BEGIN Entries shown

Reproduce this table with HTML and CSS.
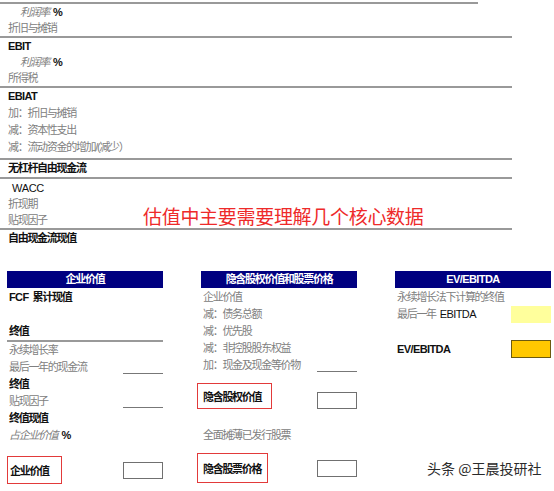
FILE: index.html
```html
<!DOCTYPE html>
<html lang="zh-CN">
<head>
    <meta charset="UTF-8">
    <meta name="viewport" content="width=device-width, initial-scale=1.0">
    <title>估值核心数据</title>
    <link rel="stylesheet" href="styles.css">
</head>
<body>
    <div class="page">
        <!-- DCF steps -->
        <section class="calc">
            <div class="rule rule-short"></div>
            <div class="group">
                <div class="row indent"><i>利润率</i><b class="pct">%</b></div>
                <div class="row">折旧与摊销</div>
            </div>
            <div class="rule"></div>
            <div class="group">
                <div class="row strong latin">EBIT</div>
                <div class="row indent"><i>利润率</i><b class="pct">%</b></div>
                <div class="row">所得税</div>
            </div>
            <div class="rule"></div>
            <div class="group group-wide">
                <div class="row strong latin">EBIAT</div>
                <div class="row">加：折旧与摊销</div>
                <div class="row">减：资本性支出</div>
                <div class="row">减：流动资金的增加/(减少）</div>
            </div>
            <div class="rule"></div>
            <div class="group group-one">
                <div class="row strong">无杠杆自由现金流</div>
            </div>
            <div class="rule"></div>
            <div class="group group-tight">
                <div class="row dark latin wacc">WACC</div>
                <div class="row">折现期</div>
                <div class="row">贴现因子</div>
            </div>
            <div class="rule"></div>
            <div class="group group-one">
                <div class="row strong">自由现金流现值</div>
            </div>
        </section>

        <p class="note">估值中主要需要理解几个核心数据</p>

        <section class="panels">
            <div class="panel">
                <div class="panel-head">企业价值</div>
                <div class="prow strong"><span><span class="latin gap-r">FCF</span>累计现值</span></div>
                <div class="prow"></div>
                <div class="prow strong ruled"><span>终值</span></div>
                <div class="prow"><span>永续增长率</span></div>
                <div class="prow"><span>最后一年的现金流</span><span class="cell-line"></span></div>
                <div class="prow strong"><span>终值</span></div>
                <div class="prow"><span>贴现因子</span><span class="cell-line"></span></div>
                <div class="prow strong"><span>终值现值</span></div>
                <div class="prow"><span><i>占企业价值</i><b class="pct">%</b></span></div>
                <div class="result result-ev">
                    <span class="boxed">企业价值</span>
                    <span class="out"></span>
                </div>
            </div>

            <div class="panel">
                <div class="panel-head">隐含股权价值和股票价格</div>
                <div class="prow"><span>企业价值</span></div>
                <div class="prow"><span>减：债务总额</span></div>
                <div class="prow"><span>减：优先股</span></div>
                <div class="prow"><span>减：非控股股东权益</span></div>
                <div class="prow"><span>加：现金及现金等价物</span><span class="cell-line"></span></div>
                <div class="result result-eq">
                    <span class="boxed boxed-wide">隐含股权价值</span>
                    <span class="out"></span>
                </div>
                <div class="prow shares"><span>全面摊薄已发行股票</span></div>
                <div class="result result-px">
                    <span class="boxed boxed-px">隐含股票价格</span>
                    <span class="out"></span>
                </div>
            </div>

            <div class="panel">
                <div class="panel-head latin">EV/EBITDA</div>
                <div class="prow"><span>永续增长法下计算的终值</span></div>
                <div class="prow"><span>最后一年<span class="latin dark gap-l">EBITDA</span></span><span class="fill-light"></span></div>
                <div class="result result-mult">
                    <span class="strong latin">EV/EBITDA</span>
                    <span class="fill-gold"></span>
                </div>
            </div>
        </section>

        <div class="mark">头条 @王晨投研社</div>
    </div>
</body>
</html>
```

FILE: styles.css
```css
/* flat spreadsheet look, greys + navy headers */
body {
    margin: 0;
    background: #fff;
    color: #808080;
    font-family: "Liberation Sans", "Noto Sans CJK SC", sans-serif;
    font-size: 11px;
    letter-spacing: -1.3px;
}

.page {
    position: relative;
    width: 554px;
    height: 491px;
    overflow: hidden;
}

i {
    font-style: italic;
}

.latin {
    letter-spacing: -0.6px;
}

.gap-r {
    margin-right: 4px;
}

.gap-l {
    margin-left: 4px;
}

.strong {
    color: #111;
    font-weight: 700;
}

.dark {
    color: #111;
}

.pct {
    margin-left: 4px;
    color: #111;
    font-weight: 700;
    letter-spacing: 0;
}

/* top block */
.calc {
    padding-top: 2px;
}

.rule {
    width: 512px;
    height: 2px;
    background: #999;
}

.rule-short {
    width: 478px;
}

.row {
    height: 16px;
    line-height: 16px;
    padding-left: 8px;
    white-space: nowrap;
}

.indent {
    padding-left: 20px;
}

.wacc {
    padding-left: 12px;
    letter-spacing: -0.3px;
}

.group-wide {
    padding-bottom: 2px;
}

.group-wide .row,
.group-one .row {
    height: 17px;
    line-height: 17px;
}

.group-tight {
    padding-top: 1px;
}

.note {
    position: absolute;
    left: 143px;
    top: 207px;
    margin: 0;
    color: #ee2a2a;
    font-size: 19px;
    line-height: 22px;
    letter-spacing: -0.3px;
}

/* three panels */
.panels {
    display: flex;
    gap: 38px;
    margin-top: 24px;
    padding-left: 7px;
}

.panel {
    width: 156px;
}

.panel-head {
    height: 17px;
    line-height: 17px;
    margin-bottom: 1px;
    background: #000080;
    color: #fff;
    font-weight: 700;
    text-align: center;
}

.prow {
    display: flex;
    justify-content: space-between;
    align-items: flex-end;
    height: 17px;
    line-height: 17px;
    padding-left: 2px;
    white-space: nowrap;
}

.prow > span:first-child {
    align-self: center;
}

.ruled {
    border-bottom: 2px solid #999;
}

.cell-line {
    width: 40px;
    height: 14px;
    border-bottom: 1px solid #777;
    margin-bottom: 2px;
}

.shares {
    margin-top: 18px;
}

.result {
    display: flex;
    justify-content: space-between;
    align-items: center;
}

.result-ev {
    margin-top: 12px;
    height: 28px;
}

.result-eq {
    margin-top: 9px;
    margin-left: -4px;
    height: 26px;
    align-items: flex-end;
}

.result-px {
    margin-top: 9px;
    margin-left: -4px;
    height: 30px;
}

.boxed {
    box-sizing: border-box;
    width: 55px;
    height: 100%;
    padding-left: 2px;
    border: 1.5px solid #e23a3a;
    color: #111;
    font-weight: 700;
    display: flex;
    align-items: center;
}

.boxed-wide {
    width: 75px;
    padding-left: 5px;
}

.boxed-px {
    width: 71px;
    padding-left: 5px;
}

.out {
    box-sizing: border-box;
    width: 40px;
    height: 17px;
    border: 1px solid #707070;
    background: #fff;
}

.fill-light {
    width: 40px;
    height: 17px;
    background: #ffff9c;
}

.result-mult {
    margin-top: 17px;
    height: 18px;
    padding-left: 2px;
}

.fill-gold {
    box-sizing: border-box;
    width: 40px;
    height: 18px;
    background: #ffc800;
    border: 1px solid #6b5a10;
}

.mark {
    position: absolute;
    left: 427px;
    top: 459px;
    color: #2a2a2a;
    font-family: "Noto Sans CJK SC", sans-serif;
    font-size: 14px;
    line-height: 18px;
    letter-spacing: 0;
}
```
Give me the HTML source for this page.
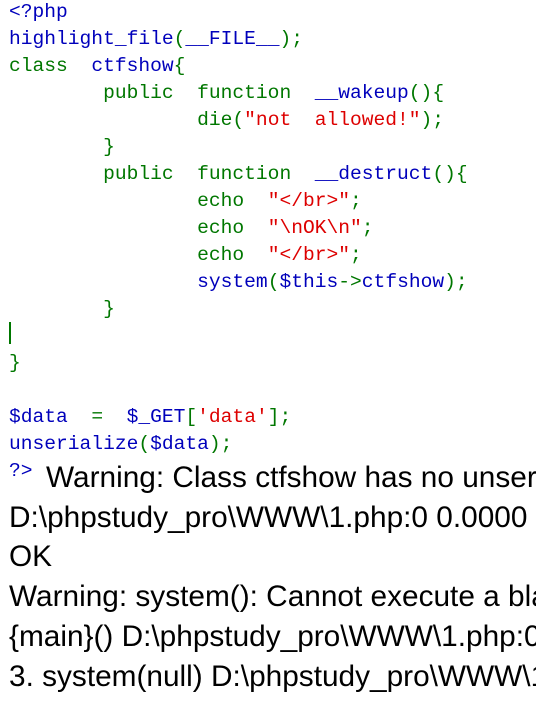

END Entries shown

#### To be done:
Keep the pictures out of the copy and return the rest of the data above exactly.

#### Answer below:
Reproduce this table with HTML and CSS.
FILE: index.html
```html
<!DOCTYPE html>
<html lang="zh-CN">
<head>
    <meta charset="UTF-8">
    <meta name="viewport" content="width=device-width, initial-scale=1.0">
    <title>估值核心数据</title>
    <link rel="stylesheet" href="styles.css">
</head>
<body>
    <div class="page">
        <!-- DCF steps -->
        <section class="calc">
            <div class="rule rule-short"></div>
            <div class="group">
                <div class="row indent"><i>利润率</i><b class="pct">%</b></div>
                <div class="row">折旧与摊销</div>
            </div>
            <div class="rule"></div>
            <div class="group">
                <div class="row strong latin">EBIT</div>
                <div class="row indent"><i>利润率</i><b class="pct">%</b></div>
                <div class="row">所得税</div>
            </div>
            <div class="rule"></div>
            <div class="group group-wide">
                <div class="row strong latin">EBIAT</div>
                <div class="row">加：折旧与摊销</div>
                <div class="row">减：资本性支出</div>
                <div class="row">减：流动资金的增加/(减少）</div>
            </div>
            <div class="rule"></div>
            <div class="group group-one">
                <div class="row strong">无杠杆自由现金流</div>
            </div>
            <div class="rule"></div>
            <div class="group group-tight">
                <div class="row dark latin wacc">WACC</div>
                <div class="row">折现期</div>
                <div class="row">贴现因子</div>
            </div>
            <div class="rule"></div>
            <div class="group group-one">
                <div class="row strong">自由现金流现值</div>
            </div>
        </section>

        <p class="note">估值中主要需要理解几个核心数据</p>

        <section class="panels">
            <div class="panel">
                <div class="panel-head">企业价值</div>
                <div class="prow strong"><span><span class="latin gap-r">FCF</span>累计现值</span></div>
                <div class="prow"></div>
                <div class="prow strong ruled"><span>终值</span></div>
                <div class="prow"><span>永续增长率</span></div>
                <div class="prow"><span>最后一年的现金流</span><span class="cell-line"></span></div>
                <div class="prow strong"><span>终值</span></div>
                <div class="prow"><span>贴现因子</span><span class="cell-line"></span></div>
                <div class="prow strong"><span>终值现值</span></div>
                <div class="prow"><span><i>占企业价值</i><b class="pct">%</b></span></div>
                <div class="result result-ev">
                    <span class="boxed">企业价值</span>
                    <span class="out"></span>
                </div>
            </div>

            <div class="panel">
                <div class="panel-head">隐含股权价值和股票价格</div>
                <div class="prow"><span>企业价值</span></div>
                <div class="prow"><span>减：债务总额</span></div>
                <div class="prow"><span>减：优先股</span></div>
                <div class="prow"><span>减：非控股股东权益</span></div>
                <div class="prow"><span>加：现金及现金等价物</span><span class="cell-line"></span></div>
                <div class="result result-eq">
                    <span class="boxed boxed-wide">隐含股权价值</span>
                    <span class="out"></span>
                </div>
                <div class="prow shares"><span>全面摊薄已发行股票</span></div>
                <div class="result result-px">
                    <span class="boxed boxed-px">隐含股票价格</span>
                    <span class="out"></span>
                </div>
            </div>

            <div class="panel">
                <div class="panel-head latin">EV/EBITDA</div>
                <div class="prow"><span>永续增长法下计算的终值</span></div>
                <div class="prow"><span>最后一年<span class="latin dark gap-l">EBITDA</span></span><span class="fill-light"></span></div>
                <div class="result result-mult">
                    <span class="strong latin">EV/EBITDA</span>
                    <span class="fill-gold"></span>
                </div>
            </div>
        </section>

        <div class="mark">头条 @王晨投研社</div>
    </div>
</body>
</html>
```

FILE: styles.css
```css
/* flat spreadsheet look, greys + navy headers */
body {
    margin: 0;
    background: #fff;
    color: #808080;
    font-family: "Liberation Sans", "Noto Sans CJK SC", sans-serif;
    font-size: 11px;
    letter-spacing: -1.3px;
}

.page {
    position: relative;
    width: 554px;
    height: 491px;
    overflow: hidden;
}

i {
    font-style: italic;
}

.latin {
    letter-spacing: -0.6px;
}

.gap-r {
    margin-right: 4px;
}

.gap-l {
    margin-left: 4px;
}

.strong {
    color: #111;
    font-weight: 700;
}

.dark {
    color: #111;
}

.pct {
    margin-left: 4px;
    color: #111;
    font-weight: 700;
    letter-spacing: 0;
}

/* top block */
.calc {
    padding-top: 2px;
}

.rule {
    width: 512px;
    height: 2px;
    background: #999;
}

.rule-short {
    width: 478px;
}

.row {
    height: 16px;
    line-height: 16px;
    padding-left: 8px;
    white-space: nowrap;
}

.indent {
    padding-left: 20px;
}

.wacc {
    padding-left: 12px;
    letter-spacing: -0.3px;
}

.group-wide {
    padding-bottom: 2px;
}

.group-wide .row,
.group-one .row {
    height: 17px;
    line-height: 17px;
}

.group-tight {
    padding-top: 1px;
}

.note {
    position: absolute;
    left: 143px;
    top: 207px;
    margin: 0;
    color: #ee2a2a;
    font-size: 19px;
    line-height: 22px;
    letter-spacing: -0.3px;
}

/* three panels */
.panels {
    display: flex;
    gap: 38px;
    margin-top: 24px;
    padding-left: 7px;
}

.panel {
    width: 156px;
}

.panel-head {
    height: 17px;
    line-height: 17px;
    margin-bottom: 1px;
    background: #000080;
    color: #fff;
    font-weight: 700;
    text-align: center;
}

.prow {
    display: flex;
    justify-content: space-between;
    align-items: flex-end;
    height: 17px;
    line-height: 17px;
    padding-left: 2px;
    white-space: nowrap;
}

.prow > span:first-child {
    align-self: center;
}

.ruled {
    border-bottom: 2px solid #999;
}

.cell-line {
    width: 40px;
    height: 14px;
    border-bottom: 1px solid #777;
    margin-bottom: 2px;
}

.shares {
    margin-top: 18px;
}

.result {
    display: flex;
    justify-content: space-between;
    align-items: center;
}

.result-ev {
    margin-top: 12px;
    height: 28px;
}

.result-eq {
    margin-top: 9px;
    margin-left: -4px;
    height: 26px;
    align-items: flex-end;
}

.result-px {
    margin-top: 9px;
    margin-left: -4px;
    height: 30px;
}

.boxed {
    box-sizing: border-box;
    width: 55px;
    height: 100%;
    padding-left: 2px;
    border: 1.5px solid #e23a3a;
    color: #111;
    font-weight: 700;
    display: flex;
    align-items: center;
}

.boxed-wide {
    width: 75px;
    padding-left: 5px;
}

.boxed-px {
    width: 71px;
    padding-left: 5px;
}

.out {
    box-sizing: border-box;
    width: 40px;
    height: 17px;
    border: 1px solid #707070;
    background: #fff;
}

.fill-light {
    width: 40px;
    height: 17px;
    background: #ffff9c;
}

.result-mult {
    margin-top: 17px;
    height: 18px;
    padding-left: 2px;
}

.fill-gold {
    box-sizing: border-box;
    width: 40px;
    height: 18px;
    background: #ffc800;
    border: 1px solid #6b5a10;
}

.mark {
    position: absolute;
    left: 427px;
    top: 459px;
    color: #2a2a2a;
    font-family: "Noto Sans CJK SC", sans-serif;
    font-size: 14px;
    line-height: 18px;
    letter-spacing: 0;
}
```
Give me the HTML source for this page.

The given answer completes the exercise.